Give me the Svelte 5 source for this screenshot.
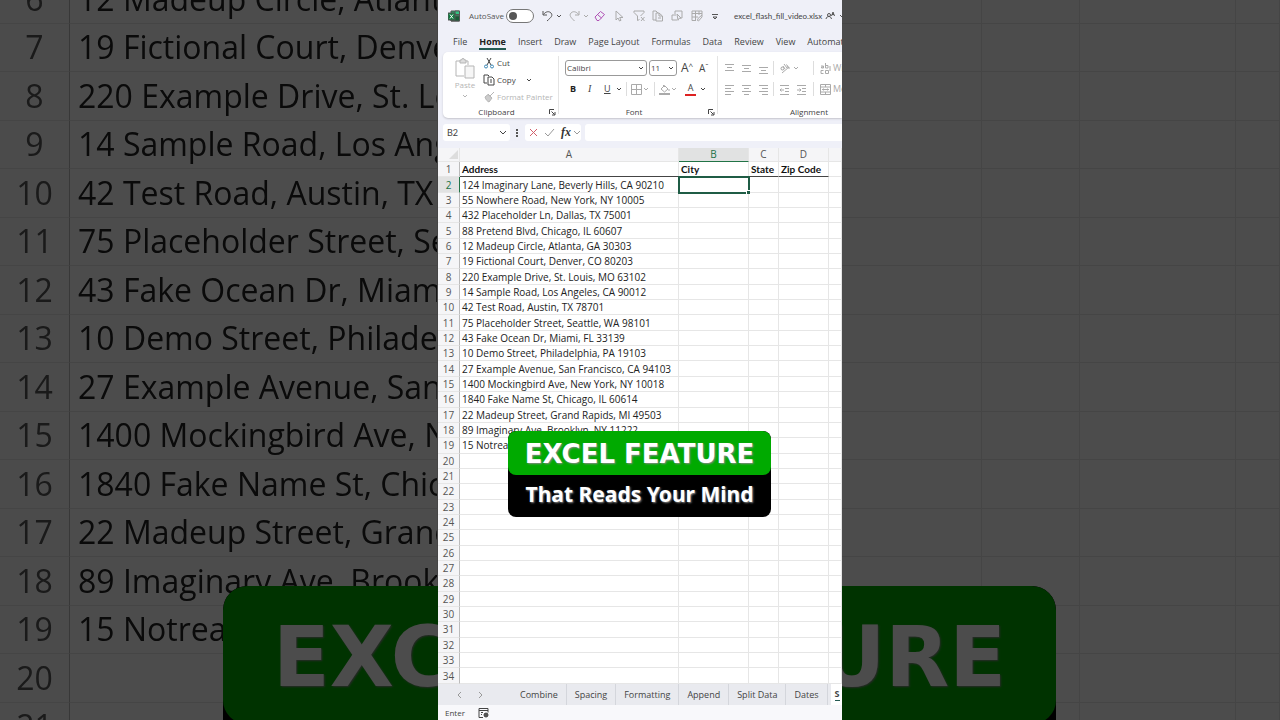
<script lang="ts">
    const addresses = [
        '124 Imaginary Lane, Beverly Hills, CA 90210',
        '55 Nowhere Road, New York, NY 10005',
        '432 Placeholder Ln, Dallas, TX 75001',
        '88 Pretend Blvd, Chicago, IL 60607',
        '12 Madeup Circle, Atlanta, GA 30303',
        '19 Fictional Court, Denver, CO 80203',
        '220 Example Drive, St. Louis, MO 63102',
        '14 Sample Road, Los Angeles, CA 90012',
        '42 Test Road, Austin, TX 78701',
        '75 Placeholder Street, Seattle, WA 98101',
        '43 Fake Ocean Dr, Miami, FL 33139',
        '10 Demo Street, Philadelphia, PA 19103',
        '27 Example Avenue, San Francisco, CA 94103',
        '1400 Mockingbird Ave, New York, NY 10018',
        '1840 Fake Name St, Chicago, IL 60614',
        '22 Madeup Street, Grand Rapids, MI 49503',
        '89 Imaginary Ave, Brooklyn, NY 11222',
        '15 Notreal'
    ]

    const rows = Array.from({ length: 33 }, (_, i) => ({ number: i + 2, address: addresses[i] ?? '' }))
    const backdropRows = rows.slice(4, 20)

    const menu = ['File', 'Home', 'Insert', 'Draw', 'Page Layout', 'Formulas', 'Data', 'Review', 'View', 'Automate']
    const sheets = ['Combine', 'Spacing', 'Formatting', 'Append', 'Split Data', 'Dates']

    let autosave = $state(false)
    let cell = $state('B2')
    let formula = $state('')
</script>

{#snippet chevron()}
    <svg class="chevron" viewBox="0 0 6 6" width="6" height="6"><path d="M1 2l2 2 2-2" /></svg>
{/snippet}

{#snippet launcher()}
    <button class="launcher" aria-label="More options">
        <svg viewBox="0 0 7 7" width="7" height="7"><path d="M.5 5V.5H5M2.500 2.500l3 3M6 3v3H3" /></svg>
    </button>
{/snippet}

{#snippet lines(kind)}
    <svg viewBox="0 0 11 11" width="11" height="11">
        {#if kind === 'top'}
            <path d="M1 1.500h9M3 4.500h5M1 7.500h9" />
        {:else if kind === 'middle'}
            <path d="M1 2.500h9M3 5.500h5M1 8.500h9" />
        {:else if kind === 'bottom'}
            <path d="M1 4.500h9M3 7.500h5M1 10.500h9" />
        {:else if kind === 'left'}
            <path d="M1 1.500h9M1 4.500h6M1 7.500h9M1 10.500h6" />
        {:else if kind === 'center'}
            <path d="M1 1.500h9M3 4.500h5M1 7.500h9M3 10.500h5" />
        {:else if kind === 'right'}
            <path d="M1 1.500h9M4 4.500h6M1 7.500h9M4 10.500h6" />
        {:else if kind === 'outdent'}
            <path d="M1 1.500h9M6 4.500h4M6 7.500h4M1 10.500h9M5 6H1M2.500 4.500L1 6l1.500 1.500" />
        {:else}
            <path d="M1 1.500h9M6 4.500h4M6 7.500h4M1 10.500h9M1 6h4M3.500 4.500L5 6 3.500 7.500" />
        {/if}
    </svg>
{/snippet}

{#snippet title()}
    <div class="headline">EXCEL FEATURE</div>
    <div class="subline">That Reads Your Mind</div>
{/snippet}

<main>
    <div class="backdrop left" aria-hidden="true">
        <table class="sheet large">
            <colgroup>
                <col class="num" /><col />
            </colgroup>
            <tbody>
                {#each backdropRows as row}
                    <tr>
                        <th>{row.number}</th>
                        <td>{row.address}</td>
                    </tr>
                {/each}
            </tbody>
        </table>
        <div class="banner large">{@render title()}</div>
    </div>

    <section class="window">
        <header>
            <svg class="logo" viewBox="0 0 12 12" width="12" height="12">
                <path d="M3 1h8.500v10H3z" fill="#21a366" />
                <path d="M7 1h4.500v3.500H7z" fill="#33c481" />
                <path d="M3 6h8.500v5H3z" fill="#185c37" />
                <path d="M0 3h7v7H0z" fill="#107c41" />
                <path d="M2 4.500l3 4M5 4.500l-3 4" stroke="#fff" />
            </svg>
            <label for="autosave">AutoSave</label>
            <input id="autosave" class="toggle" type="checkbox" bind:checked={autosave} />
            <button aria-label="Undo">
                <svg viewBox="0 0 12 12" width="12" height="12"><path d="M1 1v4h4M1.500 4.500C3.500 1.500 7 .8 9 3c2 2.500.5 4-4 8" /></svg>
            </button>
            {@render chevron()}
            <button class="faded" aria-label="Redo">
                <svg viewBox="0 0 12 12" width="12" height="12"><path d="M10 1v4H6M9.500 4.500C7.500 1.500 4 .8 2 3c-2 2.500-.5 4 3.500 8" /></svg>
            </button>
            <span class="faded">{@render chevron()}</span>
            <button class="purple" aria-label="Eraser">
                <svg viewBox="0 0 12 12" width="12" height="12"><path d="M1 7l5.500-5.500 4 3L5 10.500H3zM3.500 4.500l4 3.500" /></svg>
            </button>
            <button class="faded" aria-label="Select">
                <svg viewBox="0 0 12 12" width="12" height="12"><path d="M1 1v9l2-2 1.500 3 1.500-.7L4.700 7.500H8z" /></svg>
            </button>
            <button class="faded" aria-label="Clear filter">
                <svg viewBox="0 0 12 12" width="12" height="12"><path d="M1 1h10v1.500L7.500 6M1 1v1.500L4.500 6v4.500L6.500 9.500M8 7l3.500 4M11.500 7L8 11" /></svg>
            </button>
            <button class="faded" aria-label="Paste values">
                <svg viewBox="0 0 12 12" width="12" height="12"><path d="M4 10H1V1h3l2 2M4 3h3l3.500 3v5H4zM7 3v3h3M6 8h3" /></svg>
            </button>
            <button class="faded" aria-label="Select objects">
                <svg viewBox="0 0 12 12" width="12" height="12"><path d="M4 4V1h7v7H9M6 10H1V5h4M6 4l4 4-2 .3-1 2z" /></svg>
            </button>
            <button class="faded" aria-label="Format table">
                <svg viewBox="0 0 12 12" width="12" height="12"><path d="M5 10.500H1V1h10v4M1 3.500h10M1 7h6M4.500 1v9M8 1v4M6.500 10.500l.5-2 4-3.500v2L7.500 11z" /></svg>
            </button>
            <button aria-label="Customize toolbar">
                <svg viewBox="0 0 8 12" width="8" height="12"><path d="M1 4.500h6M2 7l2 2 2-2z" /></svg>
            </button>
            <span class="filename">excel_flash_fill_video.xlsx</span>
            <svg viewBox="0 0 12 12" width="12" height="12"><path d="M1 9c.5-2 1.500-2.500 3-2.500S6 7.500 6.500 9M4 6.500a1.500 1.500 0 100-3 1.500 1.500 0 000 3M6.500 6L8 2l1.500 4M7 4.500h2" /></svg>
            {@render chevron()}
        </header>

        <nav class="menu">
            {#each menu as item}
                <button class:active={item === 'Home'}>{item}</button>
            {/each}
        </nav>

        <div class="ribbon">
            <div class="group clipboard">
                <button class="paste">
                    <svg viewBox="0 0 20 21" width="20" height="21">
                        <path d="M5 3H1v15h8M13 7V3H9" fill="none" />
                        <path d="M5 2h1.500a1.500 1.500 0 013 0H11v3H5z" fill="#ddd" />
                        <path d="M10 8h9v12h-9z" fill="#f6f6f6" />
                    </svg>
                    Paste
                    {@render chevron()}
                </button>
                <div class="actions">
                    <button>
                        <svg viewBox="0 0 12 12" width="12" height="12"><path d="M4 1l4 7M8 1L4 8" /><path d="M4.500 9.500a1.500 1.500 0 11-3 0 1.500 1.500 0 013 0zM10.500 9.500a1.500 1.500 0 11-3 0 1.500 1.500 0 013 0z" stroke="#3d87b5" /></svg>
                        Cut
                    </button>
                    <button>
                        <svg viewBox="0 0 12 12" width="12" height="12"><path d="M4 9H1V1h4l1 1M5 3h4l2 2v6H5zM7 6h2M7 8h2" /></svg>
                        Copy
                        <span class="more">{@render chevron()}</span>
                    </button>
                    <button class="disabled">
                        <svg viewBox="0 0 12 12" width="12" height="12"><path d="M11 1L7 5M5 3l4 4M5 3.500L2 6c1 3 2 4 4 5l3-4z" fill="#ccc" /></svg>
                        Format Painter
                    </button>
                </div>
                <footer>Clipboard{@render launcher()}</footer>
            </div>

            <div class="group font">
                <div class="tools first">
                    <span class="combo">
                        <select aria-label="Font"><option>Calibri</option></select>
                        {@render chevron()}
                    </span>
                    <span class="combo size">
                        <select aria-label="Font size"><option>11</option></select>
                        {@render chevron()}
                    </span>
                    <button class="grow">A<sup>^</sup></button>
                    <button class="shrink">A<sup>ˇ</sup></button>
                </div>
                <div class="tools second">
                    <button class="bold">B</button>
                    <button class="italic">I</button>
                    <button class="underline">U</button>
                    {@render chevron()}
                    <i class="divider"></i>
                    <button class="faded" aria-label="Borders">
                        <svg viewBox="0 0 11 11" width="11" height="11"><path d="M.5.5h10v10H.5zM5.500.5v10M.5 5.500h10" /></svg>
                    </button>
                    <span class="faded">{@render chevron()}</span>
                    <i class="divider"></i>
                    <button class="faded" aria-label="Fill color">
                        <svg viewBox="0 0 11 11" width="11" height="11"><path d="M2 5l3.500-3.500L9 5 5.500 8zM4 1l2 2M10 5v2" /><path d="M0 10h11" stroke-width="2" /></svg>
                    </button>
                    <span class="faded">{@render chevron()}</span>
                    <button class="color">A</button>
                    {@render chevron()}
                </div>
                <footer>Font{@render launcher()}</footer>
            </div>

            <div class="group alignment">
                <div class="tools first">
                    {#each ['top', 'middle', 'bottom'] as kind}
                        <button aria-label="Align {kind}">{@render lines(kind)}</button>
                    {/each}
                    <i class="divider"></i>
                    <button class="angle" aria-label="Orientation">
                        <svg viewBox="0 0 11 11" width="11" height="11"><path d="M2 6a1.500 1.500 0 113-1 1.500 1.500 0 01-3 1M4 3l2 3M5 1l3 4M8 4a1 1 0 10-1-2M3 10l7-6M10 6V4H8" /></svg>
                    </button>
                    {@render chevron()}
                    <i class="divider tall"></i>
                    <button class="wide">
                        <svg viewBox="0 0 11 11" width="11" height="11"><path d="M1 3h2.500v2H1.500V4h2M5.500 0v5h2.500V2.500H5.500M3.500 7.500H1v3h2.500M5.500 7.500h3v3h-3zM10 3v5" /></svg>
                        Wrap
                    </button>
                </div>
                <div class="tools second">
                    {#each ['left', 'center', 'right'] as kind}
                        <button aria-label="Align {kind}">{@render lines(kind)}</button>
                    {/each}
                    <i class="divider"></i>
                    <button aria-label="Decrease indent">{@render lines('outdent')}</button>
                    <button aria-label="Increase indent">{@render lines('indent')}</button>
                    <i class="divider tall"></i>
                    <button class="wide">
                        <svg viewBox="0 0 11 11" width="11" height="11"><path d="M.5.500h10v10H.5zM.5 3h10M.5 8h10M5.500.5V3M5.500 8v2.500M2 5.500h7M3.500 4.500l-1 1 1 1M7.500 4.500l1 1-1 1" /></svg>
                        Merge
                    </button>
                </div>
                <footer>Alignment</footer>
            </div>
        </div>

        <div class="formula">
            <span class="namebox">
                <input aria-label="Name box" bind:value={cell} />
                <svg viewBox="0 0 8 6" width="8" height="6"><path d="M1 1l3 3 3-3" /></svg>
            </span>
            <svg class="dots" viewBox="0 0 2 8" width="2" height="8"><path d="M0 0h2v2H0zM0 3h2v2H0zM0 6h2v2H0z" /></svg>
            <div class="entry">
                <button class="cancel" aria-label="Cancel">
                    <svg viewBox="0 0 9 9" width="9" height="9"><path d="M1 1l7 7M8 1L1 8" /></svg>
                </button>
                <button class="enter" aria-label="Enter">
                    <svg viewBox="0 0 11 9" width="11" height="9"><path d="M1 5l3 3 6-7" /></svg>
                </button>
                <button class="fx">fx<svg viewBox="0 0 8 6" width="8" height="6"><path d="M1 1l3 3 3-3" /></svg></button>
            </div>
            <input class="value" aria-label="Formula bar" bind:value={formula} />
        </div>

        <div class="grid">
            <table class="sheet">
                <colgroup>
                    <col class="num" /><col class="a" /><col class="b" /><col class="c" /><col class="d" /><col />
                </colgroup>
                <thead>
                    <tr>
                        <th class="corner"><svg viewBox="0 0 9 9" width="9" height="9"><path d="M9 0v9H0z" /></svg></th>
                        <th>A</th>
                        <th class="selected">B</th>
                        <th>C</th>
                        <th>D</th>
                        <th></th>
                    </tr>
                </thead>
                <tbody>
                    <tr class="titles">
                        <th>1</th>
                        <td>Address</td>
                        <td>City</td>
                        <td>State</td>
                        <td>Zip Code</td>
                        <td></td>
                    </tr>
                    {#each rows as row}
                        <tr class:selected={row.number === 2}>
                            <th>{row.number}</th>
                            <td>{row.address}</td>
                            <td class:cursor={row.number === 2}></td>
                            <td></td><td></td><td></td>
                        </tr>
                    {/each}
                </tbody>
            </table>
        </div>

        <nav class="sheets">
            <button class="arrow" aria-label="Previous sheet">
                <svg viewBox="0 0 5 8" width="5" height="8"><path d="M4 1L1 4l3 3" /></svg>
            </button>
            <button class="arrow" aria-label="Next sheet">
                <svg viewBox="0 0 5 8" width="5" height="8"><path d="M1 1l3 3-3 3" /></svg>
            </button>
            <div class="tabs">
                {#each sheets as sheet}
                    <button>{sheet}</button>
                {/each}
                <button class="active"><span>S</span></button>
            </div>
        </nav>

        <div class="status">
            Enter
            <svg viewBox="0 0 11 10" width="11" height="10"><path d="M5 9.500H1V.5h9v4M1 2.500h9M3 4.500h2M3 6.500h1" /><path d="M10 7a2 2 0 11-4 0 2 2 0 014 0z" fill="#555" /></svg>
        </div>

        <div class="banner">{@render title()}</div>
    </section>

    <div class="backdrop right" aria-hidden="true">
        <table class="sheet large">
            <colgroup>
                <col class="rest-b" /><col class="c" /><col class="d" /><col />
            </colgroup>
            <tbody>
                {#each backdropRows as row}
                    <tr><td></td><td></td><td></td><td></td></tr>
                {/each}
            </tbody>
        </table>
        <div class="banner large">{@render title()}</div>
    </div>
</main>

<style>
    :global(body) {
        background: #4c4c4c;
    }
    main {
        display: flex;
        height: 100vh;
        overflow: hidden;
        font-family: 'Open Sans', 'Noto Sans', sans-serif;
    }
    button, input, select {
        font: inherit;
        color: inherit;
        margin: 0;
        padding: 0;
        border: none;
        background: none;
        outline: none;
        box-sizing: border-box;
    }
    button {
        display: flex;
        align-items: center;
        white-space: nowrap;
        cursor: pointer;
    }
    svg {
        display: block;
        flex: none;
        fill: none;
        stroke: currentColor;
    }

    .backdrop {
        position: relative;
        flex: 1;
        min-width: 0;
        overflow: hidden;
        background: #fff;
        filter: brightness(0.3);
    }
    .window {
        position: relative;
        flex: 0 1 404px;
        min-width: 0;
        display: flex;
        flex-direction: column;
        overflow: hidden;
        background: #eff0f8;
        color: #444;
        font-size: 9px;
        line-height: 12px;
    }

    header {
        display: grid;
        grid-template-columns: 21px 37px 36px 12px 15px 12px 13px 21px 18px 19px 19px 20px 20px 23px 91px 12px 8px;
        align-items: center;
        height: 32px;
        padding-left: 10px;
        font-size: 8px;
        color: #555;
    }
    header .chevron {
        margin-left: 2px;
    }
    .toggle {
        appearance: none;
        display: flex;
        align-items: center;
        width: 28px;
        height: 14px;
        padding: 0 2px;
        border: 1px solid #777;
        border-radius: 7px;
        background: #fff;
    }
    .toggle::before {
        content: '';
        width: 8px;
        height: 8px;
        border-radius: 50%;
        background: #555;
    }
    .toggle:checked {
        justify-content: flex-end;
    }
    .faded {
        color: #aaa;
    }
    .purple {
        color: #b052b5;
    }
    .filename {
        white-space: nowrap;
        font-family: Lato, sans-serif;
        color: #444;
    }

    .menu {
        display: flex;
        gap: 12px;
        height: 20px;
        padding-left: 15px;
    }
    .menu button {
        height: 18px;
        padding-top: 4px;
        border-bottom: 2px solid transparent;
    }
    .menu .active {
        color: #222;
        font-weight: bold;
        border-bottom-color: #245a52;
    }

    .ribbon {
        display: flex;
        height: 66px;
        margin-left: 5px;
        overflow: hidden;
        border-radius: 5px 0 0 5px;
        background: #fff;
        box-shadow: 0 1px 2px #c4c4cc;
    }
    .group {
        position: relative;
        display: flex;
        flex: none;
        box-sizing: border-box;
        margin: 4px 0;
        border-right: 1px solid #e4e4e4;
    }
    .group footer {
        position: absolute;
        left: 0;
        right: 0;
        bottom: -4px;
        height: 12px;
        padding-right: 8px;
        text-align: center;
        font-size: 8px;
    }
    .launcher {
        position: absolute;
        right: 2px;
        top: 3px;
    }
    .clipboard {
        width: 116px;
        gap: 5px;
        padding: 1px 0 0 9px;
    }
    .paste {
        flex-direction: column;
        align-self: flex-start;
        width: 26px;
        padding-top: 1px;
        font-size: 8px;
        color: #b5b5b5;
    }
    .paste .chevron {
        margin-top: 2px;
    }
    .actions {
        display: flex;
        flex-direction: column;
        gap: 5px;
        font-size: 8px;
    }
    .actions button {
        gap: 2px;
    }
    .more {
        margin-left: 8px;
    }
    .actions .disabled {
        color: #b5b5b5;
    }
    .font {
        width: 159px;
        flex-direction: column;
        padding-left: 6px;
    }
    .tools {
        display: flex;
        align-items: center;
    }
    .tools.first {
        height: 24px;
    }
    .tools.second {
        height: 18px;
    }
    .combo {
        display: flex;
        align-items: center;
        width: 82px;
        height: 16px;
        margin-right: 2px;
        padding-right: 2px;
        box-sizing: border-box;
        border: 1px solid #999;
        border-radius: 3px;
        font-size: 8px;
    }
    .combo.size {
        width: 28px;
    }
    .combo select {
        appearance: none;
        flex: 1;
        min-width: 0;
        padding-left: 1px;
    }
    .grow, .shrink {
        width: 18px;
        padding-left: 2px;
        font-size: 12px;
    }
    .shrink {
        font-size: 10px;
    }
    sup {
        font-size: 8px;
        line-height: 8px;
        align-self: flex-start;
    }
    .font .second {
        padding-left: 3px;
    }
    .bold, .italic, .underline {
        width: 17px;
    }
    .bold {
        padding-left: 2px;
        font-weight: bold;
        color: #222;
    }
    .italic {
        padding-left: 3px;
        font-family: 'Liberation Serif', serif;
        font-style: italic;
        font-size: 10px;
    }
    .underline {
        width: 14px;
        padding-left: 2px;
        text-decoration: underline;
    }
    .divider {
        width: 1px;
        height: 14px;
        margin: 0 4px;
        background: #ddd;
    }
    .font .second button {
        flex: none;
    }
    .font .second .faded {
        margin-right: 1px;
    }
    .font .second .color {
        justify-content: center;
        width: 11px;
        height: 13px;
        margin: 0 4px 0 7px;
        border-bottom: 2px solid #d22;
    }
    .alignment {
        flex-direction: column;
        width: 190px;
        padding-left: 6px;
        border: none;
        color: #aaa;
    }
    .alignment button {
        width: 17px;
    }
    .alignment .angle {
        width: 14px;
    }
    .alignment .divider {
        margin: 0 5px 0 -2px;
    }
    .alignment .tall {
        margin: 0 6px 0 14px;
    }
    .alignment .second .tall {
        margin-left: 0;
    }
    .alignment .wide {
        width: auto;
        gap: 2px;
        flex: none;
    }
    .alignment footer {
        color: #444;
    }

    .formula {
        display: flex;
        align-items: center;
        height: 17px;
        margin: 6px 0 7px;
        padding-left: 5px;
    }
    .namebox, .entry {
        display: flex;
        align-items: center;
        height: 17px;
        background: #fff;
        border-radius: 3px;
    }
    .namebox {
        width: 67px;
        padding-right: 3px;
        box-sizing: border-box;
    }
    .namebox input {
        flex: 1;
        min-width: 0;
        padding-left: 4px;
        font-family: Lato, sans-serif;
        font-size: 9px;
    }
    .dots {
        margin: 0 7px 0 6px;
        fill: #555;
        stroke: none;
    }
    .entry {
        gap: 6px;
        padding-left: 4px;
        color: #999;
    }
    .cancel {
        color: #d2606c;
    }
    .fx {
        gap: 2px;
        color: #333;
        font: italic bold 12px 'Liberation Serif', serif;
    }
    .fx svg {
        color: #999;
    }
    .value {
        flex: 1;
        min-width: 0;
        height: 17px;
        margin-left: 4px;
        background: #fff;
        border-radius: 3px 0 0 3px;
    }

    .grid {
        flex: 1;
        min-height: 0;
    }
    .sheet {
        width: 100%;
        height: 100%;
        table-layout: fixed;
        border-spacing: 0;
        background: #fff;
        font-family: 'Open Sans', sans-serif;
        font-size: 10px;
        line-height: 14px;
        color: #222;
    }
    .num { width: 22px; }
    .a { width: 219px; }
    .b { width: 70px; }
    .c { width: 30px; }
    .d { width: 50px; }
    .sheet th, .sheet td {
        padding: 0;
        white-space: nowrap;
        border-right: 1px solid #e6e6e6;
        border-bottom: 1px solid #e6e6e6;
    }
    .sheet td {
        padding-left: 2px;
    }
    .sheet th {
        font-weight: normal;
        color: #555;
        background: #f5f5f7;
    }
    .sheet tbody th {
        border-right-color: #bbb;
    }
    .sheet thead th {
        height: 13px;
        line-height: 13px;
    }
    .corner svg {
        margin-left: 11px;
        fill: #ddd;
        stroke: none;
    }
    .sheet thead .selected {
        background: #e1e2e2;
        color: #217346;
        border-bottom-color: #217346;
    }
    .sheet .selected th {
        background: #e1e2e2;
        color: #217346;
        border-right-color: #217346;
    }
    .sheet .titles td {
        font-weight: bold;
        font-family: Lato, sans-serif;
        color: #111;
        border-bottom-color: #444;
    }
    .sheet .titles td:last-child {
        border-bottom-color: #e6e6e6;
    }
    .cursor {
        position: relative;
        outline: 2px solid #1f5c45;
        outline-offset: -1px;
    }
    .cursor::after {
        content: '';
        position: absolute;
        right: -2px;
        bottom: -2px;
        width: 3px;
        height: 3px;
        border: 1px solid #fff;
        border-width: 1px 0 0 1px;
        background: #1f5c45;
    }

    .sheet.large {
        position: absolute;
        left: 0;
        top: -25px;
        height: 776px;
        font-size: 32px;
        line-height: 40px;
    }
    .large .num { width: 70px; }
    .large .rest-b { width: 140px; }
    .large .c { width: 98px; }
    .large .d { width: 156px; }
    .large td {
        padding-left: 8px;
        overflow: hidden;
    }
    .sheet.large th {
        background: #fbfbfb;
    }

    .sheets {
        display: flex;
        align-items: center;
        height: 21px;
        background: #e9eaef;
    }
    .arrow {
        width: 21px;
        padding-left: 19px;
        color: #999;
    }
    .tabs {
        display: flex;
        align-self: stretch;
        margin-left: 32px;
    }
    .tabs button {
        padding: 0 8px;
        border-right: 1px solid #d4d6dc;
    }
    .tabs .active {
        margin-left: 3px;
        padding-left: 4px;
        background: #fff;
        font-weight: bold;
    }
    .tabs .active span {
        border-bottom: 1px solid #245a52;
    }
    .status {
        display: flex;
        align-items: center;
        gap: 13px;
        height: 15px;
        padding-left: 7px;
        background: #f8f8fb;
        font-size: 8px;
    }

    .banner {
        position: absolute;
        left: 70px;
        top: 431px;
        width: 263px;
        overflow: hidden;
        border-radius: 8px;
        background: #000;
        color: #fff;
        text-align: center;
        white-space: nowrap;
        font-weight: bold;
        text-shadow: 1px 1px 2px #888;
    }
    .headline {
        height: 44px;
        line-height: 46px;
        border-radius: 8px;
        background: #0a0;
        font-family: 'DejaVu Sans', sans-serif;
        font-size: 26px;
    }
    .subline {
        height: 42px;
        line-height: 38px;
        font-family: 'Noto Sans', sans-serif;
        font-size: 21px;
    }
    .banner.large {
        left: 223px;
        top: 586px;
        width: 833px;
        border-radius: 24px;
    }
    .right .banner.large {
        left: auto;
        right: 224px;
    }
    .large .headline {
        height: 138px;
        line-height: 144px;
        border-radius: 24px;
        font-size: 83px;
    }
    .large .subline {
        height: 132px;
        line-height: 120px;
        font-size: 66px;
    }
</style>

__________________________________________________

Task =
Emit the lines of the material exactly, from its first line to the line containing "const backdropRows = rows.slice(4, 20)", inclusive; leave every picture out.

Result of the task =
Give me the Svelte 5 source for this screenshot.
<script lang="ts">
    const addresses = [
        '124 Imaginary Lane, Beverly Hills, CA 90210',
        '55 Nowhere Road, New York, NY 10005',
        '432 Placeholder Ln, Dallas, TX 75001',
        '88 Pretend Blvd, Chicago, IL 60607',
        '12 Madeup Circle, Atlanta, GA 30303',
        '19 Fictional Court, Denver, CO 80203',
        '220 Example Drive, St. Louis, MO 63102',
        '14 Sample Road, Los Angeles, CA 90012',
        '42 Test Road, Austin, TX 78701',
        '75 Placeholder Street, Seattle, WA 98101',
        '43 Fake Ocean Dr, Miami, FL 33139',
        '10 Demo Street, Philadelphia, PA 19103',
        '27 Example Avenue, San Francisco, CA 94103',
        '1400 Mockingbird Ave, New York, NY 10018',
        '1840 Fake Name St, Chicago, IL 60614',
        '22 Madeup Street, Grand Rapids, MI 49503',
        '89 Imaginary Ave, Brooklyn, NY 11222',
        '15 Notreal'
    ]

    const rows = Array.from({ length: 33 }, (_, i) => ({ number: i + 2, address: addresses[i] ?? '' }))
    const backdropRows = rows.slice(4, 20)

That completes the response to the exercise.